> _YOUR TASK_
The data below needs to be returned exactly, line for line.

/---

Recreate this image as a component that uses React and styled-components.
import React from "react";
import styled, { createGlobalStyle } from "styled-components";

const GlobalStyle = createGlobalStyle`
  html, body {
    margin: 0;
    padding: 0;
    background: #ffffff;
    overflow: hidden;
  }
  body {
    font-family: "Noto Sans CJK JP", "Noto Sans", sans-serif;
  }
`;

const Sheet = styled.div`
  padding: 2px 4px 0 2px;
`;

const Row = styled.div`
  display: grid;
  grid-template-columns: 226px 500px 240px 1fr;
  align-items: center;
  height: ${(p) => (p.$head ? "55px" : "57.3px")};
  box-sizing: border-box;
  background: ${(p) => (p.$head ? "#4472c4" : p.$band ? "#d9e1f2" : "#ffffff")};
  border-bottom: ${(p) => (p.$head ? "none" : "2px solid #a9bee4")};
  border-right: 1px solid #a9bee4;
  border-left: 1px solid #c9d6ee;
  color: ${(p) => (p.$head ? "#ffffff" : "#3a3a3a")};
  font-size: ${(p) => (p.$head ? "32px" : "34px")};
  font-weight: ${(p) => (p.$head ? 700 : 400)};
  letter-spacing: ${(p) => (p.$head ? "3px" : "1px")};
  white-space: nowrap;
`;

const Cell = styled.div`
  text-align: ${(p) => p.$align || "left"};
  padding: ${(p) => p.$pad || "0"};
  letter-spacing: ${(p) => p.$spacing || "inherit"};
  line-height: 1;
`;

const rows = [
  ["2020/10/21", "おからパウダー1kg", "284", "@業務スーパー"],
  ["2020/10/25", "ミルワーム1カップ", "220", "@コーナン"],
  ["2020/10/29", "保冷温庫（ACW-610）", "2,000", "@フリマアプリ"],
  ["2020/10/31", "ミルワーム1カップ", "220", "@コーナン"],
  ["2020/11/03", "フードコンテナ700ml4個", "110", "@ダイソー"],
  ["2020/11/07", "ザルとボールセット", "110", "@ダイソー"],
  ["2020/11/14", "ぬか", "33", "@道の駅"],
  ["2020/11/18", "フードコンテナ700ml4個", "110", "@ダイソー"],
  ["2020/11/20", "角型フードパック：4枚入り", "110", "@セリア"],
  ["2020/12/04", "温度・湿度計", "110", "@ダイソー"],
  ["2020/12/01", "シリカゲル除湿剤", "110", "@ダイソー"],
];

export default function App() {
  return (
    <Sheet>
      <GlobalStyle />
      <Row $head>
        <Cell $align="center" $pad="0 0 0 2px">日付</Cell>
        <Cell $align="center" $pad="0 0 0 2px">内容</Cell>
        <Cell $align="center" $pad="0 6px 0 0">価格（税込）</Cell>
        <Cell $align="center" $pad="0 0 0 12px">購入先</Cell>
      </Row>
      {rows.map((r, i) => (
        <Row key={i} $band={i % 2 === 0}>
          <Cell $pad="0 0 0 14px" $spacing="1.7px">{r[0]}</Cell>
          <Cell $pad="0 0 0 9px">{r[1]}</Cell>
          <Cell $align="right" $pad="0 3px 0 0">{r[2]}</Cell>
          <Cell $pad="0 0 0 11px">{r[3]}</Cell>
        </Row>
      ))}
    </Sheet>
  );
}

\---

> _ANSWER TO THIS EXERCISE_
Recreate this image as a component that uses React and styled-components.
import React from "react";
import styled, { createGlobalStyle } from "styled-components";

const GlobalStyle = createGlobalStyle`
  html, body {
    margin: 0;
    padding: 0;
    background: #ffffff;
    overflow: hidden;
  }
  body {
    font-family: "Noto Sans CJK JP", "Noto Sans", sans-serif;
  }
`;

const Sheet = styled.div`
  padding: 2px 4px 0 2px;
`;

const Row = styled.div`
  display: grid;
  grid-template-columns: 226px 500px 240px 1fr;
  align-items: center;
  height: ${(p) => (p.$head ? "55px" : "57.3px")};
  box-sizing: border-box;
  background: ${(p) => (p.$head ? "#4472c4" : p.$band ? "#d9e1f2" : "#ffffff")};
  border-bottom: ${(p) => (p.$head ? "none" : "2px solid #a9bee4")};
  border-right: 1px solid #a9bee4;
  border-left: 1px solid #c9d6ee;
  color: ${(p) => (p.$head ? "#ffffff" : "#3a3a3a")};
  font-size: ${(p) => (p.$head ? "32px" : "34px")};
  font-weight: ${(p) => (p.$head ? 700 : 400)};
  letter-spacing: ${(p) => (p.$head ? "3px" : "1px")};
  white-space: nowrap;
`;

const Cell = styled.div`
  text-align: ${(p) => p.$align || "left"};
  padding: ${(p) => p.$pad || "0"};
  letter-spacing: ${(p) => p.$spacing || "inherit"};
  line-height: 1;
`;

const rows = [
  ["2020/10/21", "おからパウダー1kg", "284", "@業務スーパー"],
  ["2020/10/25", "ミルワーム1カップ", "220", "@コーナン"],
  ["2020/10/29", "保冷温庫（ACW-610）", "2,000", "@フリマアプリ"],
  ["2020/10/31", "ミルワーム1カップ", "220", "@コーナン"],
  ["2020/11/03", "フードコンテナ700ml4個", "110", "@ダイソー"],
  ["2020/11/07", "ザルとボールセット", "110", "@ダイソー"],
  ["2020/11/14", "ぬか", "33", "@道の駅"],
  ["2020/11/18", "フードコンテナ700ml4個", "110", "@ダイソー"],
  ["2020/11/20", "角型フードパック：4枚入り", "110", "@セリア"],
  ["2020/12/04", "温度・湿度計", "110", "@ダイソー"],
  ["2020/12/01", "シリカゲル除湿剤", "110", "@ダイソー"],
];

export default function App() {
  return (
    <Sheet>
      <GlobalStyle />
      <Row $head>
        <Cell $align="center" $pad="0 0 0 2px">日付</Cell>
        <Cell $align="center" $pad="0 0 0 2px">内容</Cell>
        <Cell $align="center" $pad="0 6px 0 0">価格（税込）</Cell>
        <Cell $align="center" $pad="0 0 0 12px">購入先</Cell>
      </Row>
      {rows.map((r, i) => (
        <Row key={i} $band={i % 2 === 0}>
          <Cell $pad="0 0 0 14px" $spacing="1.7px">{r[0]}</Cell>
          <Cell $pad="0 0 0 9px">{r[1]}</Cell>
          <Cell $align="right" $pad="0 3px 0 0">{r[2]}</Cell>
          <Cell $pad="0 0 0 11px">{r[3]}</Cell>
        </Row>
      ))}
    </Sheet>
  );
}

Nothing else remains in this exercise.